Although law schools don't do much to train students to practice law, they do a lot to help students pass the bar exam. Depending on their practice area, students may not need courses on property, UCC and bankruptcy. But substantive courses like that come in handy when it's time to study for and take the bar exam. Courses in negotiating, software coding and deal-shaping? Not so much.
So before schools and students jump whole-hog into revamping the curriculum, they need to keep in mind that there is a bar exam to take—and pass—before students can actually start practicing law.

"Instead of a curriculum taught largely through professors’ grilling of students about appellate cases"
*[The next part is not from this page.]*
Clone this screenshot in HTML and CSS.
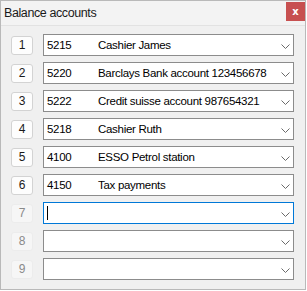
FILE: index.html
```html
<!DOCTYPE html>
<html lang="en">
<head>
  <meta charset="UTF-8" />
  <title>Balance accounts</title>
  <link rel="stylesheet" href="styles.css">
</head>
<body>
  <div class="window">
    <div class="titlebar">
      <span class="title">Balance accounts</span>
      <button class="close-btn">x</button>
    </div>

    <div class="rows">
      <div class="row">
        <div class="num">1</div>
        <div class="combo"><span class="code">5215</span><span class="name">Cashier James</span><svg class="chev" width="9" height="5"><polyline points="0.5,0.5 4.5,4.5 8.5,0.5" /></svg></div>
      </div>
      <div class="row">
        <div class="num">2</div>
        <div class="combo"><span class="code">5220</span><span class="name">Barclays Bank account 123456678</span><svg class="chev" width="9" height="5"><polyline points="0.5,0.5 4.5,4.5 8.5,0.5" /></svg></div>
      </div>
      <div class="row">
        <div class="num">3</div>
        <div class="combo"><span class="code">5222</span><span class="name">Credit suisse account 987654321</span><svg class="chev" width="9" height="5"><polyline points="0.5,0.5 4.5,4.5 8.5,0.5" /></svg></div>
      </div>
      <div class="row">
        <div class="num">4</div>
        <div class="combo"><span class="code">5218</span><span class="name">Cashier Ruth</span><svg class="chev" width="9" height="5"><polyline points="0.5,0.5 4.5,4.5 8.5,0.5" /></svg></div>
      </div>
      <div class="row">
        <div class="num">5</div>
        <div class="combo"><span class="code">4100</span><span class="name">ESSO Petrol station</span><svg class="chev" width="9" height="5"><polyline points="0.5,0.5 4.5,4.5 8.5,0.5" /></svg></div>
      </div>
      <div class="row">
        <div class="num">6</div>
        <div class="combo"><span class="code">4150</span><span class="name">Tax payments</span><svg class="chev" width="9" height="5"><polyline points="0.5,0.5 4.5,4.5 8.5,0.5" /></svg></div>
      </div>
      <div class="row">
        <div class="num off">7</div>
        <div class="combo focus"><span class="caret"></span><svg class="chev" width="9" height="5"><polyline points="0.5,0.5 4.5,4.5 8.5,0.5" /></svg></div>
      </div>
      <div class="row">
        <div class="num off">8</div>
        <div class="combo"><svg class="chev" width="9" height="5"><polyline points="0.5,0.5 4.5,4.5 8.5,0.5" /></svg></div>
      </div>
      <div class="row">
        <div class="num off">9</div>
        <div class="combo"><svg class="chev" width="9" height="5"><polyline points="0.5,0.5 4.5,4.5 8.5,0.5" /></svg></div>
      </div>
    </div>
  </div>
</body>
</html>
```

FILE: styles.css
```css
body {
  margin: 0;
  background-color: #ffffff;
  font-family: 'Liberation Sans', Arial, sans-serif;
  color: #000;
}

.window {
  width: 306px;
  height: 290px;
  box-sizing: border-box;
  border: 1px solid #b9b9b9;
  background-color: #f0f0f0;
}

.titlebar {
  height: 25px;
  display: flex;
  align-items: center;
  justify-content: space-between;
  padding-left: 3px;
  background-color: #f3f3f3;
  border-bottom: 1px solid #e2e2e2;
  box-sizing: border-box;
}

.title {
  font-size: 12.5px;
  letter-spacing: -0.4px;
  color: #1a1a1a;
}

.close-btn {
  width: 19px;
  height: 19px;
  margin-top: -3px;
  padding: 0;
  border: none;
  background-color: #c75050;
  color: white;
  font-family: 'DejaVu Sans', sans-serif;
  font-size: 10px;
  font-weight: bold;
  line-height: 17px;
}

.rows {
  display: flex;
  flex-direction: column;
  gap: 6px;
  padding: 8px 11px 0 10px;
}

.row {
  display: flex;
  align-items: center;
  gap: 10px;
  height: 22px;
}

.num {
  flex-shrink: 0;
  width: 22px;
  height: 19px;
  box-sizing: border-box;
  border: 1px solid #d3d3d3;
  border-radius: 3px;
  background-color: #fdfdfd;
  font-size: 12px;
  line-height: 17px;
  text-align: center;
  color: #1a1a1a;
}

.num.off {
  border-color: #ececec;
  background-color: #f6f6f6;
  color: #8a8a8a;
}

.combo {
  flex: 1;
  min-width: 0;
  height: 22px;
  box-sizing: border-box;
  border: 1px solid #8c8c8c;
  background-color: white;
  display: flex;
  align-items: center;
  padding-left: 3px;
  font-size: 11.5px;
  letter-spacing: -0.3px;
  position: relative;
  overflow: hidden;
}

.combo.focus {
  border-color: #0078d7;
}

.code {
  flex-shrink: 0;
  width: 51px;
}

.name {
  white-space: nowrap;
}

.caret {
  width: 1px;
  height: 14px;
  background-color: #000;
}

.chev {
  position: absolute;
  right: 3px;
  top: 9px;
  fill: none;
  stroke: #6a6a6a;
  stroke-width: 1;
}
```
A layman could write that, I suppose, but the general public may be unaware that "appellate cases" ARE the law in this country. Law school without "appellate cases" is Hamlet without the prince.
The most important -- and vital -- thing that law schools teach is how to think like a lawyer. You can know all the substantive and procedural law there is, but if you can not analyze your client's situation so as to isolate and recognize the legal issues and come up with a way within the law to address them, you will be of no use to your client. I am all for tweaking the curriculum as long as that core function is preserved.